■ **Dataset section**
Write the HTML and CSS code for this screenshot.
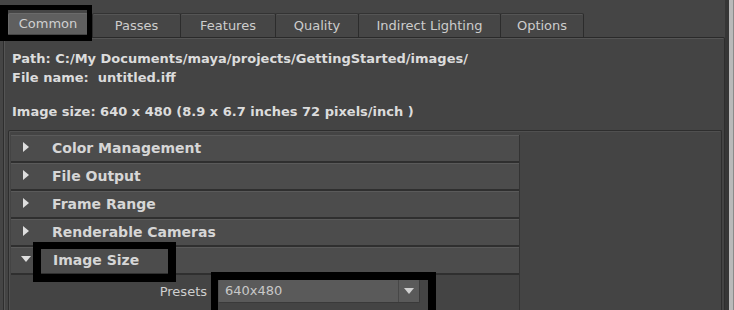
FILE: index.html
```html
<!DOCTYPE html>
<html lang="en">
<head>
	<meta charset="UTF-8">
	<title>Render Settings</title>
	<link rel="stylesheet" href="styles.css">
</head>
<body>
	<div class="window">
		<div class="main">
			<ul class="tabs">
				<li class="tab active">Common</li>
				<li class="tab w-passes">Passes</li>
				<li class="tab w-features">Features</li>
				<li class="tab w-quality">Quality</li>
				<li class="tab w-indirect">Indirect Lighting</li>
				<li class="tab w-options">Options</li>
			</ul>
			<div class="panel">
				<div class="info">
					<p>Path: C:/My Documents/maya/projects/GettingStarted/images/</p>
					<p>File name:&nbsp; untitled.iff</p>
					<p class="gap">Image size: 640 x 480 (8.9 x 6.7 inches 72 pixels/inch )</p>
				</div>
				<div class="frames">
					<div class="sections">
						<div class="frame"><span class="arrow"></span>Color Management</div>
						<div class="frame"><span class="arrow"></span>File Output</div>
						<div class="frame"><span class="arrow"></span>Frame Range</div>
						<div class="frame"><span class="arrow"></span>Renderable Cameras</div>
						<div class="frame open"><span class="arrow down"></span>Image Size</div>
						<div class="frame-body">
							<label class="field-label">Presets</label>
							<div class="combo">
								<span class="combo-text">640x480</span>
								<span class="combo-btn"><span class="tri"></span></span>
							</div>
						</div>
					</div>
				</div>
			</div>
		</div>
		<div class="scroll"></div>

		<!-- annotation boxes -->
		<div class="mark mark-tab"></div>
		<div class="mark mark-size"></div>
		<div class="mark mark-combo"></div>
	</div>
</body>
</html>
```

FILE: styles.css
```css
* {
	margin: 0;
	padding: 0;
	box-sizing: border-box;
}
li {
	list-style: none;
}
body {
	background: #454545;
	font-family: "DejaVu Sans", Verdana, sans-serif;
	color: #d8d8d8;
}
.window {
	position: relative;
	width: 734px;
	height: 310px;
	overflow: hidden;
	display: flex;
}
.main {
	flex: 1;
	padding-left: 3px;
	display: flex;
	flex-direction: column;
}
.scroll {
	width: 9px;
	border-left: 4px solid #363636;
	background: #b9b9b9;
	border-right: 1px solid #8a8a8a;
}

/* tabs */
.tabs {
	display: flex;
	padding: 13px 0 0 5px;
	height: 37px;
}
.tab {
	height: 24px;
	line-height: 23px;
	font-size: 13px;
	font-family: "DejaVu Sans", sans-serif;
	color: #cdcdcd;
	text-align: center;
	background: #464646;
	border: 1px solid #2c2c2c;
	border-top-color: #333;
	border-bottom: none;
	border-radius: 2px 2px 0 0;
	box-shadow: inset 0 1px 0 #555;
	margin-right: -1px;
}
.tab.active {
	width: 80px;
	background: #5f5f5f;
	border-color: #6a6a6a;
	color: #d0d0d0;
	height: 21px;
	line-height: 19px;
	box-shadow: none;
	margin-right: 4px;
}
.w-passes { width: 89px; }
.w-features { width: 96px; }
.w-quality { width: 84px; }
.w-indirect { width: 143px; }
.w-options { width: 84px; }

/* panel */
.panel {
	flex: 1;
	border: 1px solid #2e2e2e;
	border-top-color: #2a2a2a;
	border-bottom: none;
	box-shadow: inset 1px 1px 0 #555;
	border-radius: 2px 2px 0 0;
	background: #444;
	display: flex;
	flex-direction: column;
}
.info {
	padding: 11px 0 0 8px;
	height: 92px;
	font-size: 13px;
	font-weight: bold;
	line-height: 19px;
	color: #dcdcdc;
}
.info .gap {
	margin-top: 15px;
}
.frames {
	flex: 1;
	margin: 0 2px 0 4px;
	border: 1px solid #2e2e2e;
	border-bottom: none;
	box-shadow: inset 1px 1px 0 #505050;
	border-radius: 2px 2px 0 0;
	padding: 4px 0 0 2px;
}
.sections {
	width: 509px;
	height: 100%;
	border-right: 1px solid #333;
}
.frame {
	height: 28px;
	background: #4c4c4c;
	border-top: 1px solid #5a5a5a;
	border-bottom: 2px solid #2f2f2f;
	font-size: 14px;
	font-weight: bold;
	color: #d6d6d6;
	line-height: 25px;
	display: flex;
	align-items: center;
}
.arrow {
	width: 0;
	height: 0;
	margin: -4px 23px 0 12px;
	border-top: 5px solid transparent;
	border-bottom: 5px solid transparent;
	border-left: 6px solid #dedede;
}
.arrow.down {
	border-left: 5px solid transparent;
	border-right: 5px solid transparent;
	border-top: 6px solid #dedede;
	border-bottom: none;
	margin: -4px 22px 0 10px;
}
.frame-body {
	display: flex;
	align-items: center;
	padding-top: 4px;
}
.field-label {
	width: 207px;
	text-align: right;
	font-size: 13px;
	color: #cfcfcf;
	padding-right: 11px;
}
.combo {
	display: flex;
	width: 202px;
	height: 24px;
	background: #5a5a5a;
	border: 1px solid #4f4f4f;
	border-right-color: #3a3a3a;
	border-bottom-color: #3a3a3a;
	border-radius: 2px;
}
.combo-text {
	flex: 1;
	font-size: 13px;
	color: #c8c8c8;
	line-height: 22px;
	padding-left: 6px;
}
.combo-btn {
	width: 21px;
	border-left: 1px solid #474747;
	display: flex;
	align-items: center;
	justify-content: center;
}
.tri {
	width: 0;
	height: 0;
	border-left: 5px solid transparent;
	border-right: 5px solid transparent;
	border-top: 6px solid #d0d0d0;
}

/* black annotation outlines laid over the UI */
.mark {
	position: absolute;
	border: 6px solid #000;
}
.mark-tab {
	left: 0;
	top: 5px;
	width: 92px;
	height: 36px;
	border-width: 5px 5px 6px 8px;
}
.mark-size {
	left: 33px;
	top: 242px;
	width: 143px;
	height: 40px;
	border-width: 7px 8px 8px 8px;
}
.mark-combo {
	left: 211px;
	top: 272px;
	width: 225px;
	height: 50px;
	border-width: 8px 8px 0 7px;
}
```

■ **Aim**
Output the data above without changes, apart from leaving out the pictures.

■ **In response**
Write the HTML and CSS code for this screenshot.
FILE: index.html
```html
<!DOCTYPE html>
<html lang="en">
<head>
	<meta charset="UTF-8">
	<title>Render Settings</title>
	<link rel="stylesheet" href="styles.css">
</head>
<body>
	<div class="window">
		<div class="main">
			<ul class="tabs">
				<li class="tab active">Common</li>
				<li class="tab w-passes">Passes</li>
				<li class="tab w-features">Features</li>
				<li class="tab w-quality">Quality</li>
				<li class="tab w-indirect">Indirect Lighting</li>
				<li class="tab w-options">Options</li>
			</ul>
			<div class="panel">
				<div class="info">
					<p>Path: C:/My Documents/maya/projects/GettingStarted/images/</p>
					<p>File name:&nbsp; untitled.iff</p>
					<p class="gap">Image size: 640 x 480 (8.9 x 6.7 inches 72 pixels/inch )</p>
				</div>
				<div class="frames">
					<div class="sections">
						<div class="frame"><span class="arrow"></span>Color Management</div>
						<div class="frame"><span class="arrow"></span>File Output</div>
						<div class="frame"><span class="arrow"></span>Frame Range</div>
						<div class="frame"><span class="arrow"></span>Renderable Cameras</div>
						<div class="frame open"><span class="arrow down"></span>Image Size</div>
						<div class="frame-body">
							<label class="field-label">Presets</label>
							<div class="combo">
								<span class="combo-text">640x480</span>
								<span class="combo-btn"><span class="tri"></span></span>
							</div>
						</div>
					</div>
				</div>
			</div>
		</div>
		<div class="scroll"></div>

		<!-- annotation boxes -->
		<div class="mark mark-tab"></div>
		<div class="mark mark-size"></div>
		<div class="mark mark-combo"></div>
	</div>
</body>
</html>
```

FILE: styles.css
```css
* {
	margin: 0;
	padding: 0;
	box-sizing: border-box;
}
li {
	list-style: none;
}
body {
	background: #454545;
	font-family: "DejaVu Sans", Verdana, sans-serif;
	color: #d8d8d8;
}
.window {
	position: relative;
	width: 734px;
	height: 310px;
	overflow: hidden;
	display: flex;
}
.main {
	flex: 1;
	padding-left: 3px;
	display: flex;
	flex-direction: column;
}
.scroll {
	width: 9px;
	border-left: 4px solid #363636;
	background: #b9b9b9;
	border-right: 1px solid #8a8a8a;
}

/* tabs */
.tabs {
	display: flex;
	padding: 13px 0 0 5px;
	height: 37px;
}
.tab {
	height: 24px;
	line-height: 23px;
	font-size: 13px;
	font-family: "DejaVu Sans", sans-serif;
	color: #cdcdcd;
	text-align: center;
	background: #464646;
	border: 1px solid #2c2c2c;
	border-top-color: #333;
	border-bottom: none;
	border-radius: 2px 2px 0 0;
	box-shadow: inset 0 1px 0 #555;
	margin-right: -1px;
}
.tab.active {
	width: 80px;
	background: #5f5f5f;
	border-color: #6a6a6a;
	color: #d0d0d0;
	height: 21px;
	line-height: 19px;
	box-shadow: none;
	margin-right: 4px;
}
.w-passes { width: 89px; }
.w-features { width: 96px; }
.w-quality { width: 84px; }
.w-indirect { width: 143px; }
.w-options { width: 84px; }

/* panel */
.panel {
	flex: 1;
	border: 1px solid #2e2e2e;
	border-top-color: #2a2a2a;
	border-bottom: none;
	box-shadow: inset 1px 1px 0 #555;
	border-radius: 2px 2px 0 0;
	background: #444;
	display: flex;
	flex-direction: column;
}
.info {
	padding: 11px 0 0 8px;
	height: 92px;
	font-size: 13px;
	font-weight: bold;
	line-height: 19px;
	color: #dcdcdc;
}
.info .gap {
	margin-top: 15px;
}
.frames {
	flex: 1;
	margin: 0 2px 0 4px;
	border: 1px solid #2e2e2e;
	border-bottom: none;
	box-shadow: inset 1px 1px 0 #505050;
	border-radius: 2px 2px 0 0;
	padding: 4px 0 0 2px;
}
.sections {
	width: 509px;
	height: 100%;
	border-right: 1px solid #333;
}
.frame {
	height: 28px;
	background: #4c4c4c;
	border-top: 1px solid #5a5a5a;
	border-bottom: 2px solid #2f2f2f;
	font-size: 14px;
	font-weight: bold;
	color: #d6d6d6;
	line-height: 25px;
	display: flex;
	align-items: center;
}
.arrow {
	width: 0;
	height: 0;
	margin: -4px 23px 0 12px;
	border-top: 5px solid transparent;
	border-bottom: 5px solid transparent;
	border-left: 6px solid #dedede;
}
.arrow.down {
	border-left: 5px solid transparent;
	border-right: 5px solid transparent;
	border-top: 6px solid #dedede;
	border-bottom: none;
	margin: -4px 22px 0 10px;
}
.frame-body {
	display: flex;
	align-items: center;
	padding-top: 4px;
}
.field-label {
	width: 207px;
	text-align: right;
	font-size: 13px;
	color: #cfcfcf;
	padding-right: 11px;
}
.combo {
	display: flex;
	width: 202px;
	height: 24px;
	background: #5a5a5a;
	border: 1px solid #4f4f4f;
	border-right-color: #3a3a3a;
	border-bottom-color: #3a3a3a;
	border-radius: 2px;
}
.combo-text {
	flex: 1;
	font-size: 13px;
	color: #c8c8c8;
	line-height: 22px;
	padding-left: 6px;
}
.combo-btn {
	width: 21px;
	border-left: 1px solid #474747;
	display: flex;
	align-items: center;
	justify-content: center;
}
.tri {
	width: 0;
	height: 0;
	border-left: 5px solid transparent;
	border-right: 5px solid transparent;
	border-top: 6px solid #d0d0d0;
}

/* black annotation outlines laid over the UI */
.mark {
	position: absolute;
	border: 6px solid #000;
}
.mark-tab {
	left: 0;
	top: 5px;
	width: 92px;
	height: 36px;
	border-width: 5px 5px 6px 8px;
}
.mark-size {
	left: 33px;
	top: 242px;
	width: 143px;
	height: 40px;
	border-width: 7px 8px 8px 8px;
}
.mark-combo {
	left: 211px;
	top: 272px;
	width: 225px;
	height: 50px;
	border-width: 8px 8px 0 7px;
}
```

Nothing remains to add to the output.